Map touchpoints per type/stage. Where do they interact with you? What questions do they have at each stage? Use the language audit from Research - these are the words your customers actually use, not your internal jargon.

L3 - Content & Gaps

Map content and campaigns onto the journey. Flag gaps - where is there no content for a specific type at a specific stage? Those gaps are your content priorities. Stop creating random blog posts; create what the journey demands.

User Journey Mapping Checklist

  • Defined all user types from ICP mapping

    Segments from Research become user types here. Each type moves through stages at different speeds with different triggers.

  • Defined stage definitions with entry/exit criteria

    Awareness, consideration, decision, retention, expansion. Each stage needs clear criteria for when someone enters and exits.

  • Mapped current touchpoints per type/stage

    Where do they interact with you at each stage? What questions do they have? Use the language audit - their words, not yours.

  • Identified questions at each stage (from language audit)

    What are they searching for? What are they asking peers? These questions become your content priorities.

  • Mapped existing content to journey positions

    Does your content cover every type at every stage? The gaps are your content priorities.

  • Flagged content gaps by type and stage

    Stop creating random blog posts. Create what the journey demands. Gaps go to the top of the production queue.

  • Mapped campaigns to journey positions

    Are you running campaigns for every stage, or just acquisition? Most budgets ignore everything after first touch.

  • Identified trigger events between stages

    What causes someone to move from awareness to consideration? From consideration to decision? Map the triggers.

  • Created visual journey map document

    One document the whole team references. Not a wall poster - a working document open during planning meetings.

  • Shared with content and campaign teams for reference

    If the map isn't used in planning meetings, it doesn't exist. Make it the starting point for every content discussion.

Common Trap

Creating a journey map that looks great on a wall but never gets used. The map must be a working document referenced when creating content, planning campaigns, and evaluating new initiatives. If it's not open during planning meetings, it doesn't exist.

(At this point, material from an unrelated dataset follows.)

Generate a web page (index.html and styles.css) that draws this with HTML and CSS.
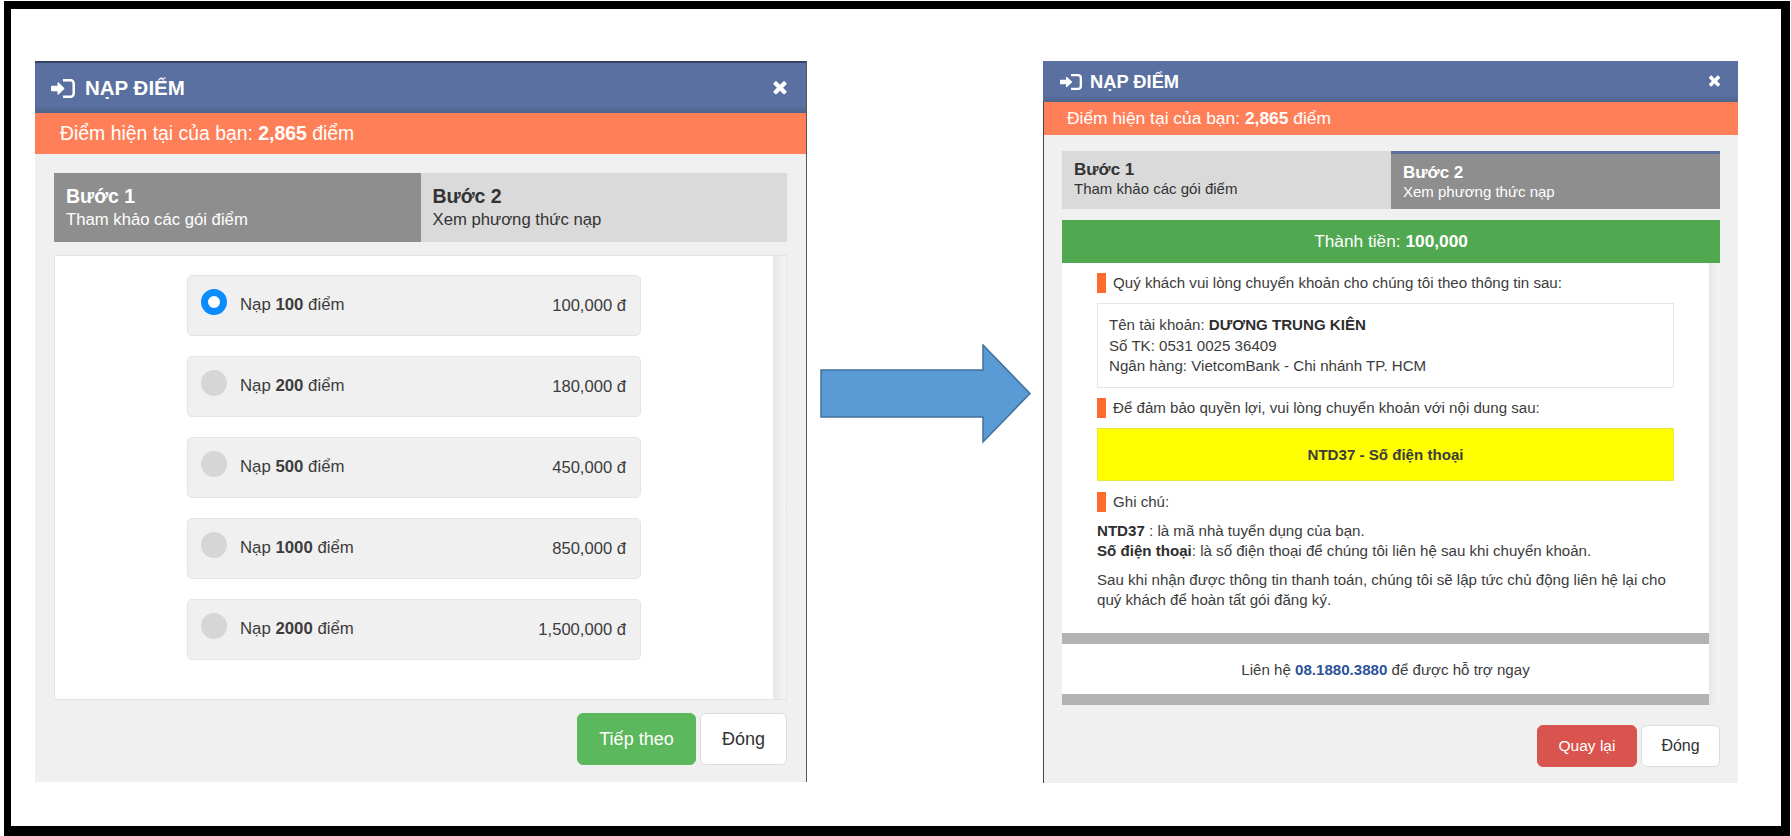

Real example: E-commerce company discovered their most valuable segment (repeat buyers 3+ times) never saw any marketing after purchase. All budget went to acquisition, zero to retention. Added a post-purchase email sequence. 28% repeat purchase rate within 90 days. The revenue was always there - they just never asked for it.

💰 Retention & LTV

Why it matters

Acquiring a new customer costs 5-7x more than retaining one. A $50/month customer who stays 3 years ($1,800 LTV) is worth more than a $500/month customer who churns in 2 months ($1,000 LTV). Most businesses obsess over acquisition and ignore the money already in the building.

How to do it

L1 - Churn Analysis

Why do customers leave? Segment churn by reason, customer type, and timing. First-30-day churn is different from month-12 churn. Different problem, different solution, different urgency.

L2 - Onboarding Audit

Where do new customers get stuck? What percentage complete onboarding? Where do they drop off? Every onboarding failure is a customer you paid to acquire and then lost to confusion.

L3 - Expansion

Where's the money left on the table? Which customers are most likely to expand? What triggers expansion? Upsell and cross-sell paths should be mapped and systematized, not left to chance.

Retention & LTV Checklist

  • Categorized all churn reasons by segment

    Product doesn't fit equals a targeting problem. Onboarding failed is fixable. Different problems need different solutions.

  • Identified timing patterns (when do most customers churn?)

    First-30-day churn is different from month-12 churn. Different timing means different cause means different fix.

  • Measured onboarding completion rate

    What percentage of new customers complete onboarding? Every failure is a customer you paid to acquire and lost to confusion.

  • Mapped where users get stuck in onboarding

    Find the specific step where people stop. That's your highest-leverage fix.

  • Calculated LTV by segment

    A $50/month customer staying 3 years ($1,800 LTV) beats a $500/month customer churning in 2 months ($1,000 LTV).

  • Identified highest-LTV segments

    These segments deserve the most acquisition budget and the most retention effort. Math decides priority.

  • Built churn risk scoring model

    Which behaviors predict churn? Low login frequency, support ticket volume, feature non-adoption - build early warning signals.

  • Designed win-back sequence for recoverable churn

    Not all churn is permanent. Some customers left for fixable reasons. A targeted win-back sequence recovers revenue.

  • Mapped upsell/cross-sell opportunities by segment

    Which customers are most likely to expand? What triggers expansion? Systematize it instead of leaving it to chance.

  • Tracked expansion revenue as % of total revenue

    Healthy businesses grow from within. If expansion revenue is under 15% of total, you're leaving money on the table.

Common Trap

Treating all churn the same. A customer who churns because the product doesn't fit is a targeting problem. A customer who churns because onboarding failed is fixable. Different problem, different solution. Segment first, then solve.

Real example: SaaS discovered 40% of churn happened in the first 30 days - customers who never completed onboarding. They weren't losing to competitors; they were losing to confusion. Added an onboarding checklist with proactive outreach at day 3, 7, and 14. First-30-day churn: 40% → 18%. Same product. Same price. Just stopped losing people at the door.

What Convert Produces

Tight Funnel

No leaks, no unnecessary steps. Every page transition and form field justified by data. Conversion rates benchmarked and tracked.

Visual Journey Map

Content and campaign planning document that maps every user type, stage, and touchpoint. Gaps identified. Priorities set.

Retention System

Post-sale revenue captured - onboarding optimized, churn segmented and addressed, expansion paths mapped and systematized.

These outputs feed directly into Optimize, where traffic and campaigns are tested against a foundation that actually works.